Stranger to Stranger
Some recurring images on Paul Simon‘s new LP: hospitals; insomnia; heaven and the after- life; riots and looting; a character called the Street Angel; wolves; love; God. Just some stuff in the head of a 74-year-old New Yorker, spun casually into art in that sagely, choirboy-cum-everymensch voice. Even Simon’s discourse on the word “motherfucker” – on the irresistible “Cool Papa Bell” – feels nearly Talmudic. “I think, yeah/ The word is ugly, all the same/ Ugly got a case to make,” he sings, pretty as a motherfucker.
That’s not even the funniest bit on Stranger to Stranger, a record that draws together nearly all of the man’s accrued vernacular with seeming effortlessness: the gentle folk of Simon and Garfunkel; the gospel flavor of There Goes Rhymin’ Simon; the percolating Afropop of Graceland; the samba fireworks from The Rhythm of the Saints; the vintage-sample flip ping of 2011’s So Beautiful or So What. His latest continues in the same vein; it’s as inviting, immaculately produced, jokey and unsettled a record as any he has ever made. His sophisticated feel for rhythm – always his secret weapon, even as a folkie – is in full force here, with beats by Italian Afrophile electronic musician Cristiano Crisci (a.k.a. Clap! Clap!) and his own varied, subtle vocal phrasing.

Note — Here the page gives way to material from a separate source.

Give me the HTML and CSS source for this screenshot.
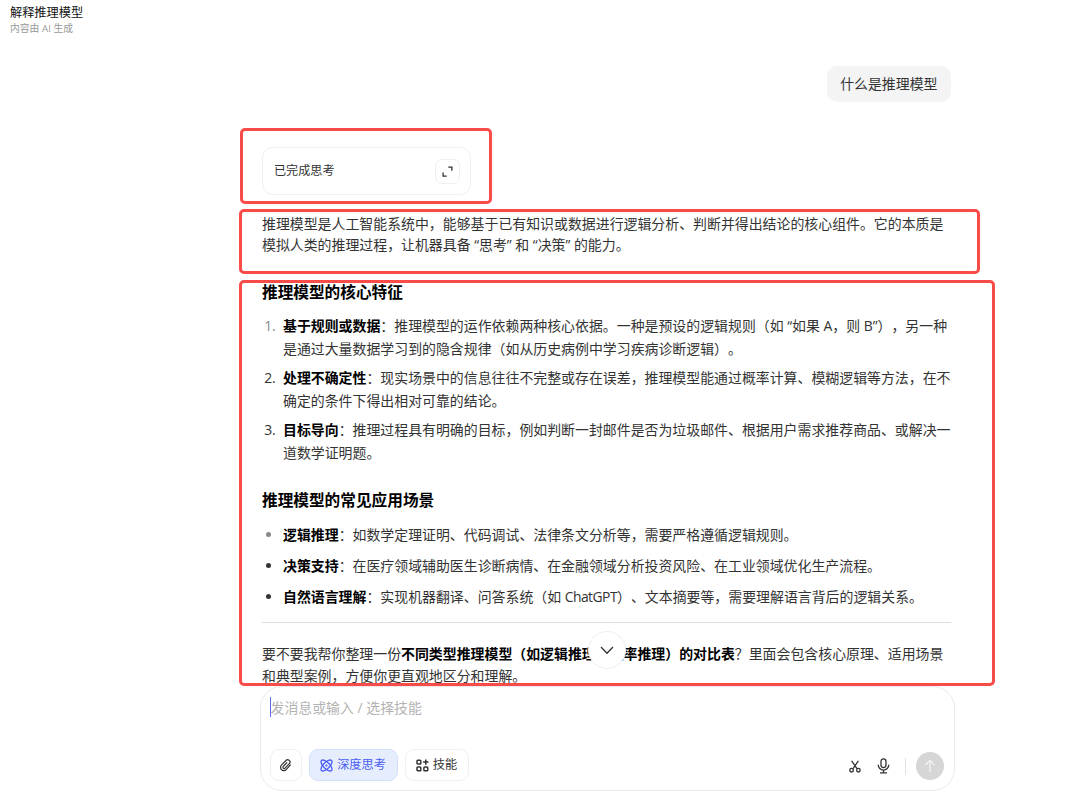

Stranger to Stranger’s comic high point comes straight out of the gate on “The Werewolf,” a tall tale about a middling Midwesterner whose wife kills him with a sushi knife, then shops for heavenly, or perhaps purgatorial, real estate. “Most obits are mixed reviews,” Simon notes. “Wristband” is similar, whimsical storytelling jumpcutting into something darker. It begins with an amusing enactment of a musician locked out of his own show. Suddenly, the title becomes a metaphor for class war: “The riots started slowly,” Simon sings soberly, “with the homeless and the lowly.” There’s no cheap resolution between the two elements; they just sit there, cognitive dissonance over boogaloo brass and a funky acoustic bass line.
As on most of his recordings, Simon explores new musical territory alongside the familiar. Besides Clap! Clap!’s earthy grooves, he draws on the sounds of iconoclastic avant-garde composer Harry Partch. On the final track, “Insomniac’s Lullaby,” cloud-chamber bowls, chromelodeon, zoomoozophone and bowed marimba pullulate like cosmic carpenter ants beneath Simon’s acoustic guitar and voice, as he sings of lying alone in bed with his fears. “We’ll eventually all fall asleep,” Simon concludes – true, of course, in both the immediate and existential sense. It’s a grace-note glimpse of the infinite, from a man who seems in no rush to get there.